NRN presents The Power List 2016, our third annual list of the most powerful people in foodservice. The Disruptors on the list are power players placing the restaurant industry on notice in areas such as delivery and food preparation.

It sounds familiar: Amazon.com bursts onto the scene with a new platform sure to reshape an established industry’s landscape, probably forever.

Luckily for independent restaurants, the company’s latest endeavor — a digital-ordering and delivery service — should work out better for them than it did for independent bookstores.

Founded more than 20 years ago, the Web-commerce giant last September added restaurant delivery to its Prime Now app, an offshoot of the popular Amazon Prime service, in its home market of Seattle. It has since rolled out the feature to Portland, Ore., as well as Los Angeles and Baltimore, with even bigger ambitions for a nationwide program, said Gus Lopez, general manager for Amazon Restaurants.

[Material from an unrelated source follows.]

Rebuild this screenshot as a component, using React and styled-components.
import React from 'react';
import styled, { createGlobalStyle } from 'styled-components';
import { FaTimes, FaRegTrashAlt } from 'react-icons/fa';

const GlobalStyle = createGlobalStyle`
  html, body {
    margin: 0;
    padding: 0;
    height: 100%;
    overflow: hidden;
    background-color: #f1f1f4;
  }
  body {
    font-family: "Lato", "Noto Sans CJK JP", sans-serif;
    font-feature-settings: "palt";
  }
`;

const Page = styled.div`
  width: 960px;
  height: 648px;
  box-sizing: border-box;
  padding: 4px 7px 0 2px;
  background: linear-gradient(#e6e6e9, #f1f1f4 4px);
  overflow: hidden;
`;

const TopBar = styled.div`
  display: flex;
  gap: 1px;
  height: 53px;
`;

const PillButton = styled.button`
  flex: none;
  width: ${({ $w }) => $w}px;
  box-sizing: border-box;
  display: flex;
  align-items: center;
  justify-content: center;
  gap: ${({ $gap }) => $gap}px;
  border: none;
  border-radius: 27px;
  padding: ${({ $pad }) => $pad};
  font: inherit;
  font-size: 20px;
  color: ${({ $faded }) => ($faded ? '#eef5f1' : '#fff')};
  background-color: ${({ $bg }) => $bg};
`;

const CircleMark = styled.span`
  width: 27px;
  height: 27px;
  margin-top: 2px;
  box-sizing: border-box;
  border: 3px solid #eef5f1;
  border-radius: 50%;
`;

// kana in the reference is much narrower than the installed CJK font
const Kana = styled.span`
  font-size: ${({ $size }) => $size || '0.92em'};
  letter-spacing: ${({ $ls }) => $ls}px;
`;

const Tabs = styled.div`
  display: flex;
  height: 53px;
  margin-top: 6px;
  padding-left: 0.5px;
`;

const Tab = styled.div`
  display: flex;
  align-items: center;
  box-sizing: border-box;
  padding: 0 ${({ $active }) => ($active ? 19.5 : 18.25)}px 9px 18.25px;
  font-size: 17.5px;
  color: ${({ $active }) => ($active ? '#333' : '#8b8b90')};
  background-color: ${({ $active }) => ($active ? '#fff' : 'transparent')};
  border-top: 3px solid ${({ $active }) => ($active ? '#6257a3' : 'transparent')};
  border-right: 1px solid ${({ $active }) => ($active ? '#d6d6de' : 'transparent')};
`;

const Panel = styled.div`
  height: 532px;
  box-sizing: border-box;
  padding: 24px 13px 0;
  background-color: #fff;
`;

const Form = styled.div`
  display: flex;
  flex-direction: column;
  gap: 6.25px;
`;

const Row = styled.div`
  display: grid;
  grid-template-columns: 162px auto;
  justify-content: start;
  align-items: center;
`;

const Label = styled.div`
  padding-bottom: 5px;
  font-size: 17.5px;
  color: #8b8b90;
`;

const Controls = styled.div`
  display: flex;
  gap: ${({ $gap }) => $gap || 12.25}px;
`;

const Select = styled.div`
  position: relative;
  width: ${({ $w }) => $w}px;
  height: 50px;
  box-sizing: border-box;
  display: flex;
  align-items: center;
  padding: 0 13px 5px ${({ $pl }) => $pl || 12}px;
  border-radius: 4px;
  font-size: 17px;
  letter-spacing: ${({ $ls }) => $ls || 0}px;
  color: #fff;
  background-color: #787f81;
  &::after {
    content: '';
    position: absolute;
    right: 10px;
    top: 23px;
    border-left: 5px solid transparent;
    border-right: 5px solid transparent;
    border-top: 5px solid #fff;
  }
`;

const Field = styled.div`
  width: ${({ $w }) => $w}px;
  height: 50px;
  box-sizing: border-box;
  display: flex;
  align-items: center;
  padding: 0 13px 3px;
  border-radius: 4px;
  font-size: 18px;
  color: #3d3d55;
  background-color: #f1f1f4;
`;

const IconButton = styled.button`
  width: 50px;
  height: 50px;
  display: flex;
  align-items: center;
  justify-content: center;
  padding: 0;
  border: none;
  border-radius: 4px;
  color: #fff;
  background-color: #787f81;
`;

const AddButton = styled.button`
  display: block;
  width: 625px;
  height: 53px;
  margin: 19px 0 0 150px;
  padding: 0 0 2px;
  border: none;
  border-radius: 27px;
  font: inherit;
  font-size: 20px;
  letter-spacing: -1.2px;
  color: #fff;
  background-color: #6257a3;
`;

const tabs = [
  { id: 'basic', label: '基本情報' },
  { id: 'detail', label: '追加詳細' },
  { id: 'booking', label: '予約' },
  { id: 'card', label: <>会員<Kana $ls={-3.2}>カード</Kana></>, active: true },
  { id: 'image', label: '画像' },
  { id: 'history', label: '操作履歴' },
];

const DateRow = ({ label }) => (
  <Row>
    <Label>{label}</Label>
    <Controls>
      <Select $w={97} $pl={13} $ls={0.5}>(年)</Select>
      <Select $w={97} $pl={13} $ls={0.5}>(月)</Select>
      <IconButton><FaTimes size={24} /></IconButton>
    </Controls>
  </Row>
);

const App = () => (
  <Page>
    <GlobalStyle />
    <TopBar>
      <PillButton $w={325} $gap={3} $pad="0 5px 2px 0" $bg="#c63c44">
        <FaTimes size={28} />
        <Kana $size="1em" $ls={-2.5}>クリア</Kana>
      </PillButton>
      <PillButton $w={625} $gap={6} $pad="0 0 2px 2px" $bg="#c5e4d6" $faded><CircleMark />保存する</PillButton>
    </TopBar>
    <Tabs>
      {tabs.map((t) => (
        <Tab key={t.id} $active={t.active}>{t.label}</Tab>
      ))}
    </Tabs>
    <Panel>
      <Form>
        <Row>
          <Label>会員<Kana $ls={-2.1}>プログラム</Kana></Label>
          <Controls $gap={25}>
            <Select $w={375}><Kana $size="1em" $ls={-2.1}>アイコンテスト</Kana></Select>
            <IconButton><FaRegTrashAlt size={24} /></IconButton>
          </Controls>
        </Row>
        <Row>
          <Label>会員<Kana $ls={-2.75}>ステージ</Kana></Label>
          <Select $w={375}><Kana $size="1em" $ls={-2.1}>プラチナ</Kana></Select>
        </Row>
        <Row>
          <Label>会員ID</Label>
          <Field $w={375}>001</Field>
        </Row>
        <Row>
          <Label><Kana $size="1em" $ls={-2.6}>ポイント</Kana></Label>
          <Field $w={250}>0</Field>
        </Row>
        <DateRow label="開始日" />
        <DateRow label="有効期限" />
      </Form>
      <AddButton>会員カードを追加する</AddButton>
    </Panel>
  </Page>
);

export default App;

“I’d characterize this as beyond the concept being experimental to something we’re actively growing,” Lopez told tech news site Re/code in November.

Even before Amazon brought its sheer scale, war chest of growth capital and expertise in technology and shipping to the third-party delivery game, both independent operators and chains had been experimenting aggressively with weaving a home delivery option into their mobile apps and online-ordering platforms. While other delivery players Postmates and DoorDash are gobbling up restaurant chain partners, Amazon seems ready to stake out the high-end independent segment, which should allow small restaurants to reap the benefits of how consumers shop in 2016 and beyond. Longtime player Grubhub will be the Amazon’s main competitor in that segment.

Independent restaurants likely serve many of those consumers who have signed up with 
Amazon Prime for everything from groceries to streaming entertainment. According to a Cowen & Co. survey, Amazon Prime has 41 million members, and the $99-per-year service could reach half of all U.S. households by 2020.